DATASET EXCERPT:
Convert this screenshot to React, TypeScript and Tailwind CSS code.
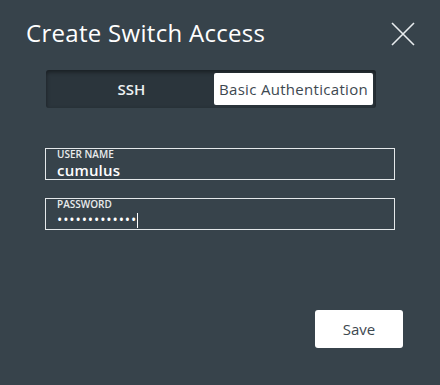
export default function App() {
  return (
    <div
      className="w-[440px] h-[385px] bg-[#37434b] text-white relative overflow-hidden"
      style={{ fontFamily: '"Open Sans", "DejaVu Sans", sans-serif' }}
    >
      {/* header */}
      <div className="flex items-start justify-between pl-[26px] pr-[25px] pt-[18px]">
        <h1 className="text-[24px] leading-[30px] font-normal tracking-[0.3px]">Create Switch Access</h1>
        <button className="w-[24px] h-[24px] mt-[4px]">
          <svg viewBox="0 0 24 24" width="24" height="24" fill="none" stroke="#e8ecee" strokeWidth="1.6">
            <path d="M1 1 L23 23 M23 1 L1 23" />
          </svg>
        </button>
      </div>

      {/* auth type toggle */}
      <div className="ml-[46px] mt-[22px] w-[330px] h-[38px] rounded-[3px] bg-[#2b353c] shadow-[inset_0_2px_4px_rgba(0,0,0,0.45)] flex items-center p-[3px]">
        <button className="flex-1 h-full text-[15px] font-semibold text-[#eef1f2]">SSH</button>
        <button className="w-[159px] h-full bg-white rounded-[2px] text-[15px] tracking-[0.3px] text-[#3d4850]">
          Basic Authentication
        </button>
      </div>

      {/* fields */}
      <div className="ml-[45px] mt-[40px] w-[350px] flex flex-col gap-[18px]">
        <div className="h-[32px] border-[1.5px] border-[#e4e8ea] px-[11px] flex flex-col gap-[4px]">
          <div className="text-[10px] leading-[10px] font-semibold text-[#e9eced]">USER NAME</div>
          <div className="text-[15px] leading-[14px] font-semibold tracking-[0.2px]">cumulus</div>
        </div>
        <div className="h-[32px] border-[1.5px] border-[#e4e8ea] px-[11px] flex flex-col gap-[4px]">
          <div className="text-[10px] leading-[10px] font-semibold text-[#e9eced]">PASSWORD</div>
          <div className="flex items-center h-[14px]">
            <span className="text-[14px] leading-[14px] tracking-[0.9px]">•••••••••••••</span>
            <span className="w-px h-[15px] bg-white" />
          </div>
        </div>
      </div>

      {/* footer */}
      <div className="absolute right-[37px] bottom-[37px]">
        <button className="w-[88px] h-[38px] bg-white rounded-[3px] text-[15px] text-[#3d4850]">Save</button>
      </div>
    </div>
  )
}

YOUR TASK: Make an exact copy of the whole listing, but don't bring over any pictures.

SOLVED PROBLEM:
Convert this screenshot to React, TypeScript and Tailwind CSS code.
export default function App() {
  return (
    <div
      className="w-[440px] h-[385px] bg-[#37434b] text-white relative overflow-hidden"
      style={{ fontFamily: '"Open Sans", "DejaVu Sans", sans-serif' }}
    >
      {/* header */}
      <div className="flex items-start justify-between pl-[26px] pr-[25px] pt-[18px]">
        <h1 className="text-[24px] leading-[30px] font-normal tracking-[0.3px]">Create Switch Access</h1>
        <button className="w-[24px] h-[24px] mt-[4px]">
          <svg viewBox="0 0 24 24" width="24" height="24" fill="none" stroke="#e8ecee" strokeWidth="1.6">
            <path d="M1 1 L23 23 M23 1 L1 23" />
          </svg>
        </button>
      </div>

      {/* auth type toggle */}
      <div className="ml-[46px] mt-[22px] w-[330px] h-[38px] rounded-[3px] bg-[#2b353c] shadow-[inset_0_2px_4px_rgba(0,0,0,0.45)] flex items-center p-[3px]">
        <button className="flex-1 h-full text-[15px] font-semibold text-[#eef1f2]">SSH</button>
        <button className="w-[159px] h-full bg-white rounded-[2px] text-[15px] tracking-[0.3px] text-[#3d4850]">
          Basic Authentication
        </button>
      </div>

      {/* fields */}
      <div className="ml-[45px] mt-[40px] w-[350px] flex flex-col gap-[18px]">
        <div className="h-[32px] border-[1.5px] border-[#e4e8ea] px-[11px] flex flex-col gap-[4px]">
          <div className="text-[10px] leading-[10px] font-semibold text-[#e9eced]">USER NAME</div>
          <div className="text-[15px] leading-[14px] font-semibold tracking-[0.2px]">cumulus</div>
        </div>
        <div className="h-[32px] border-[1.5px] border-[#e4e8ea] px-[11px] flex flex-col gap-[4px]">
          <div className="text-[10px] leading-[10px] font-semibold text-[#e9eced]">PASSWORD</div>
          <div className="flex items-center h-[14px]">
            <span className="text-[14px] leading-[14px] tracking-[0.9px]">•••••••••••••</span>
            <span className="w-px h-[15px] bg-white" />
          </div>
        </div>
      </div>

      {/* footer */}
      <div className="absolute right-[37px] bottom-[37px]">
        <button className="w-[88px] h-[38px] bg-white rounded-[3px] text-[15px] text-[#3d4850]">Save</button>
      </div>
    </div>
  )
}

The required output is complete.